▸ TASK PROMPT
Give the data below again exactly as written, without its pictures.

▸ SUPPLIED MATERIAL
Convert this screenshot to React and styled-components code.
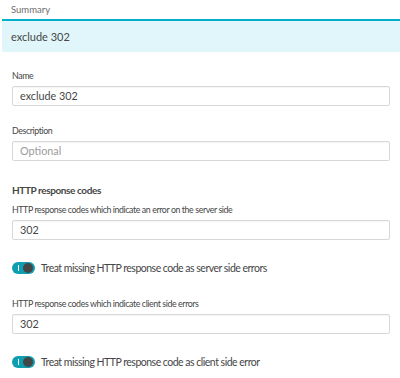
import React from 'react';
import styled, { createGlobalStyle } from 'styled-components';

const GlobalStyle = createGlobalStyle`
  body {
    margin: 0;
    background: #fff;
    font-family: Lato, "Open Sans", sans-serif;
    color: #454646;
  }
`;

const Page = styled.div`
  width: 400px;
  height: 378px;
  overflow: hidden;
`;

const SummaryLabel = styled.div`
  height: 19px;
  padding-left: 11px;
  font-size: 9.5px;
  line-height: 19px;
  color: #6d6d6d;
`;

const SummaryBand = styled.div`
  margin-left: 2px;
  height: 31px;
  border-top: 2px solid #00b0c8;
  background: #e1f6fa;
  padding-left: 9px;
  font-size: 11px;
  line-height: 31px;
  color: #454646;
`;

const Form = styled.div`
  padding: 17px 10px 0 12px;
  display: flex;
  flex-direction: column;
`;

const Field = styled.div`
  display: flex;
  flex-direction: column;
  margin-bottom: ${(p) => p.gap || 0}px;
`;

const Label = styled.label`
  font-size: 8.8px;
  letter-spacing: -0.4px;
  line-height: 14px;
  color: #454646;
  margin-bottom: 3px;
`;

const Input = styled.div`
  height: 18px;
  border: 1px solid #d8d8d8;
  border-radius: 2px;
  box-shadow: inset 0 1px 1px rgba(0, 0, 0, 0.04);
  padding-left: 7px;
  font-size: 10.8px;
  line-height: 18px;
  color: ${(p) => (p.placeholder ? '#9a9a9a' : '#454646')};
`;

const Heading = styled.h3`
  margin: 0 0 5px;
  font-size: 10px;
  letter-spacing: -0.4px;
  font-weight: 700;
  line-height: 16px;
  color: #454646;
`;

const ToggleRow = styled.div`
  display: flex;
  align-items: center;
  gap: 6px;
  height: 12px;
  margin-bottom: ${(p) => p.gap || 0}px;
`;

const Track = styled.span`
  position: relative;
  width: 23px;
  height: 12px;
  border-radius: 6px;
  background: #0f9eb0;
  flex-shrink: 0;
`;

const Knob = styled.span`
  position: absolute;
  right: 2px;
  top: 1px;
  width: 10px;
  height: 10px;
  border-radius: 50%;
  background: #454646;
`;

const Tick = styled.span`
  position: absolute;
  left: 6px;
  top: 3px;
  width: 1px;
  height: 6px;
  background: #fff;
`;

const ToggleText = styled.span`
  font-size: 10.5px;
  letter-spacing: -0.5px;
  line-height: 12px;
  color: #454646;
`;

function Toggle({ children, gap }) {
  return (
    <ToggleRow gap={gap}>
      <Track>
        <Tick />
        <Knob />
      </Track>
      <ToggleText>{children}</ToggleText>
    </ToggleRow>
  );
}

export default function App() {
  return (
    <Page>
      <GlobalStyle />
      <SummaryLabel>Summary</SummaryLabel>
      <SummaryBand>exclude 302</SummaryBand>
      <Form>
        <Field gap={18}>
          <Label>Name</Label>
          <Input>exclude 302</Input>
        </Field>
        <Field gap={21}>
          <Label>Description</Label>
          <Input placeholder="true">Optional</Input>
        </Field>
        <Heading>HTTP response codes</Heading>
        <Field gap={22}>
          <Label>HTTP response codes which indicate an error on the server side</Label>
          <Input>302</Input>
        </Field>
        <Toggle gap={23}>Treat missing HTTP response code as server side errors</Toggle>
        <Field gap={22}>
          <Label>HTTP response codes which indicate client side errors</Label>
          <Input>302</Input>
        </Field>
        <Toggle>Treat missing HTTP response code as client side error</Toggle>
      </Form>
    </Page>
  );
}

▸ RESPONSE
Convert this screenshot to React and styled-components code.
import React from 'react';
import styled, { createGlobalStyle } from 'styled-components';

const GlobalStyle = createGlobalStyle`
  body {
    margin: 0;
    background: #fff;
    font-family: Lato, "Open Sans", sans-serif;
    color: #454646;
  }
`;

const Page = styled.div`
  width: 400px;
  height: 378px;
  overflow: hidden;
`;

const SummaryLabel = styled.div`
  height: 19px;
  padding-left: 11px;
  font-size: 9.5px;
  line-height: 19px;
  color: #6d6d6d;
`;

const SummaryBand = styled.div`
  margin-left: 2px;
  height: 31px;
  border-top: 2px solid #00b0c8;
  background: #e1f6fa;
  padding-left: 9px;
  font-size: 11px;
  line-height: 31px;
  color: #454646;
`;

const Form = styled.div`
  padding: 17px 10px 0 12px;
  display: flex;
  flex-direction: column;
`;

const Field = styled.div`
  display: flex;
  flex-direction: column;
  margin-bottom: ${(p) => p.gap || 0}px;
`;

const Label = styled.label`
  font-size: 8.8px;
  letter-spacing: -0.4px;
  line-height: 14px;
  color: #454646;
  margin-bottom: 3px;
`;

const Input = styled.div`
  height: 18px;
  border: 1px solid #d8d8d8;
  border-radius: 2px;
  box-shadow: inset 0 1px 1px rgba(0, 0, 0, 0.04);
  padding-left: 7px;
  font-size: 10.8px;
  line-height: 18px;
  color: ${(p) => (p.placeholder ? '#9a9a9a' : '#454646')};
`;

const Heading = styled.h3`
  margin: 0 0 5px;
  font-size: 10px;
  letter-spacing: -0.4px;
  font-weight: 700;
  line-height: 16px;
  color: #454646;
`;

const ToggleRow = styled.div`
  display: flex;
  align-items: center;
  gap: 6px;
  height: 12px;
  margin-bottom: ${(p) => p.gap || 0}px;
`;

const Track = styled.span`
  position: relative;
  width: 23px;
  height: 12px;
  border-radius: 6px;
  background: #0f9eb0;
  flex-shrink: 0;
`;

const Knob = styled.span`
  position: absolute;
  right: 2px;
  top: 1px;
  width: 10px;
  height: 10px;
  border-radius: 50%;
  background: #454646;
`;

const Tick = styled.span`
  position: absolute;
  left: 6px;
  top: 3px;
  width: 1px;
  height: 6px;
  background: #fff;
`;

const ToggleText = styled.span`
  font-size: 10.5px;
  letter-spacing: -0.5px;
  line-height: 12px;
  color: #454646;
`;

function Toggle({ children, gap }) {
  return (
    <ToggleRow gap={gap}>
      <Track>
        <Tick />
        <Knob />
      </Track>
      <ToggleText>{children}</ToggleText>
    </ToggleRow>
  );
}

export default function App() {
  return (
    <Page>
      <GlobalStyle />
      <SummaryLabel>Summary</SummaryLabel>
      <SummaryBand>exclude 302</SummaryBand>
      <Form>
        <Field gap={18}>
          <Label>Name</Label>
          <Input>exclude 302</Input>
        </Field>
        <Field gap={21}>
          <Label>Description</Label>
          <Input placeholder="true">Optional</Input>
        </Field>
        <Heading>HTTP response codes</Heading>
        <Field gap={22}>
          <Label>HTTP response codes which indicate an error on the server side</Label>
          <Input>302</Input>
        </Field>
        <Toggle gap={23}>Treat missing HTTP response code as server side errors</Toggle>
        <Field gap={22}>
          <Label>HTTP response codes which indicate client side errors</Label>
          <Input>302</Input>
        </Field>
        <Toggle>Treat missing HTTP response code as client side error</Toggle>
      </Form>
    </Page>
  );
}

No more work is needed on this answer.